The exhibition, "11,000 Jewish children - with the Reichsbahn to death", was conceived by the German Nazi-hunter Beate Klarsfeld. It has already been shown at railway stations through France where its display of identity cards and other items belonging to child Holocaust victims received wide acclaim.

But plans to mount the exhibition at railway stations in Germany next year to coincide with the anniversary of the liberation of the Auschwitz death camp have been rejected by Hartmut Mehdorn, chief executive of Deutsche Bahn, the successor organisation to the Reichsbahn rail company. He is said to have cited "technical, organisational and financial reasons" for his refusal, despite the government's insistence that the exhibition must be shown at German railway stations.

Last month, there was an angry shouting match between Mr Mehdorn and Wolfgang Tiefensee, the German Transport Minister, which ended with Mr Tiefensee storming out of the meeting. Mr Tiefensee was also said to be furious that Deutsche Bahn had refused to send any representatives to government briefings on the exhibition.

Mr Mehdorn said he would be happy to see the exhibition staged in a museum although not in his company's railway stations. "The subject is far too serious for people to engage in while munching a sandwich and rushing to catch train," he said.

In Germany's Suddeutsche Zeitung, Mr Tiefensee said the exhibition had to be shown in railway stations. "National Socialism was a dictatorship that was played out in everyday life, in those same places, in the train stations," he added.

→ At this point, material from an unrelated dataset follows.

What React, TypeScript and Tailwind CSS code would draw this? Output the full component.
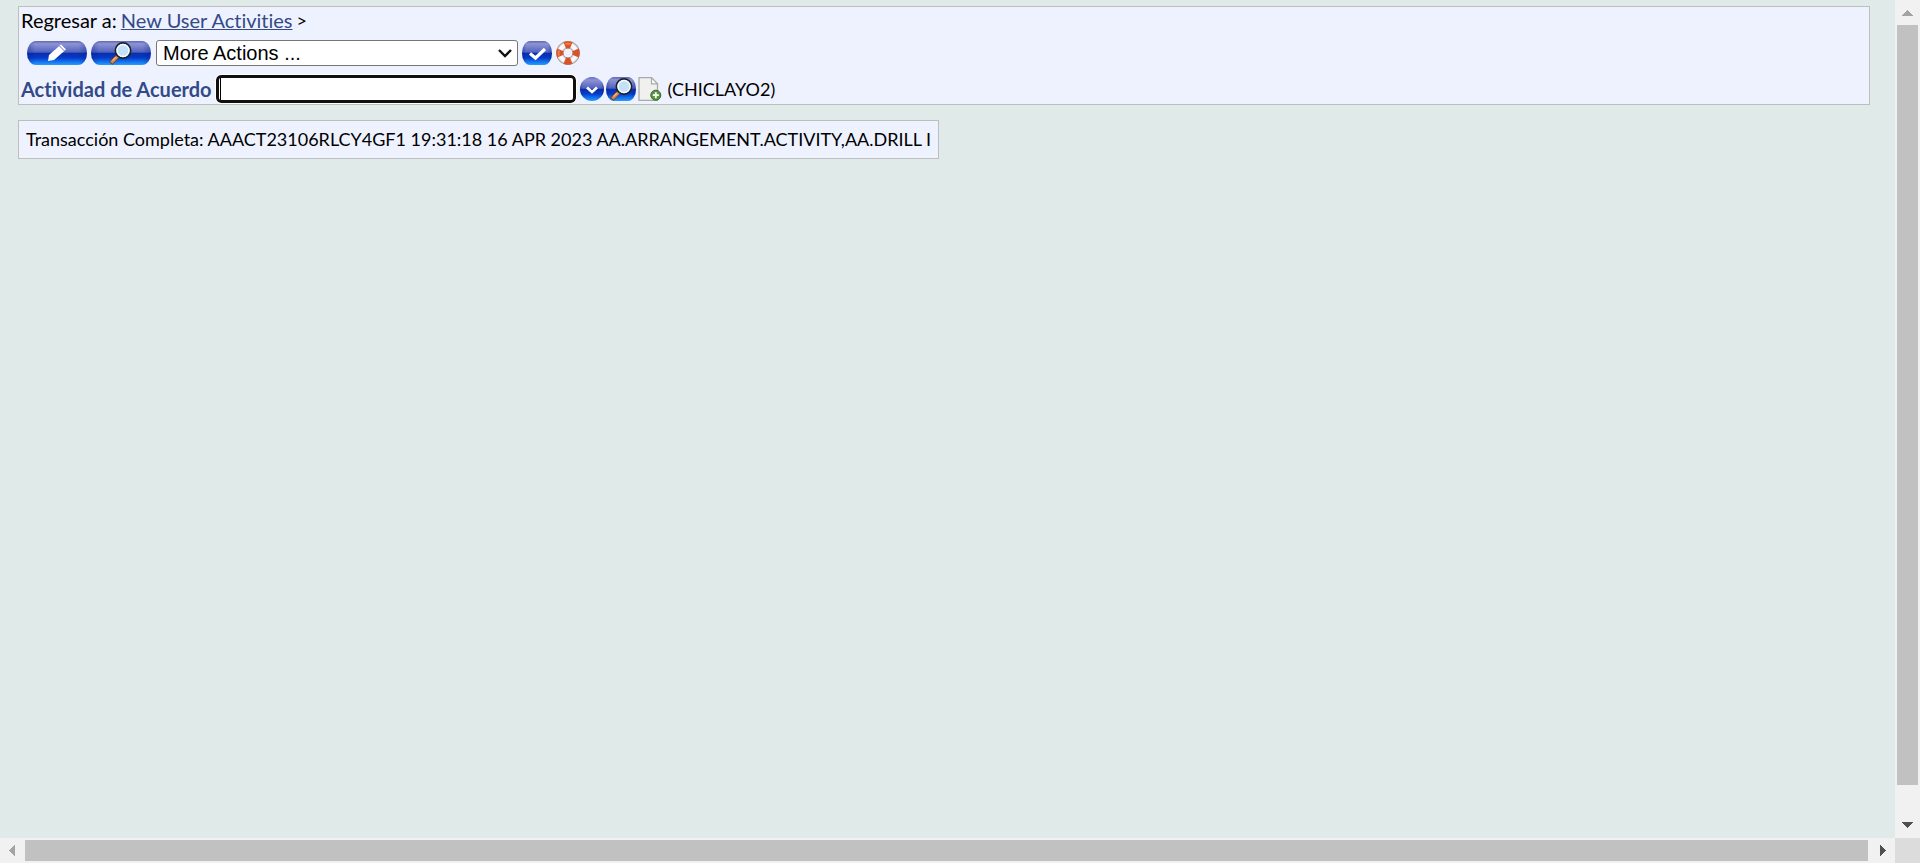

Mrs Klarsfeld said she was astounded by a German government minister apparently allowing "one of his employees to run circles around him". The German government has commissioned Jan Phillip Reemtsma, a wealthy tobacco company heir, to develop the original display.

Mr Reemtsma won international acclaim and criticism in the mid-1990s after staging exhibitions on the role of the Germany army during the Holocaust. But he refuses to work on the new project unless it is shown at German railway stations.

Chancellor Merkel's government is struggling to cope with a 20 per cent increase in far-right violence this year, and the rise of the neo-Nazi National Democratic Party in Germany's unemployment-racked east.

Charlotte Knobloch, the head of Germany's Central Council of Jews, has compared the present situation in Germany to 1933, the year in which Hitler's Nazis gained power.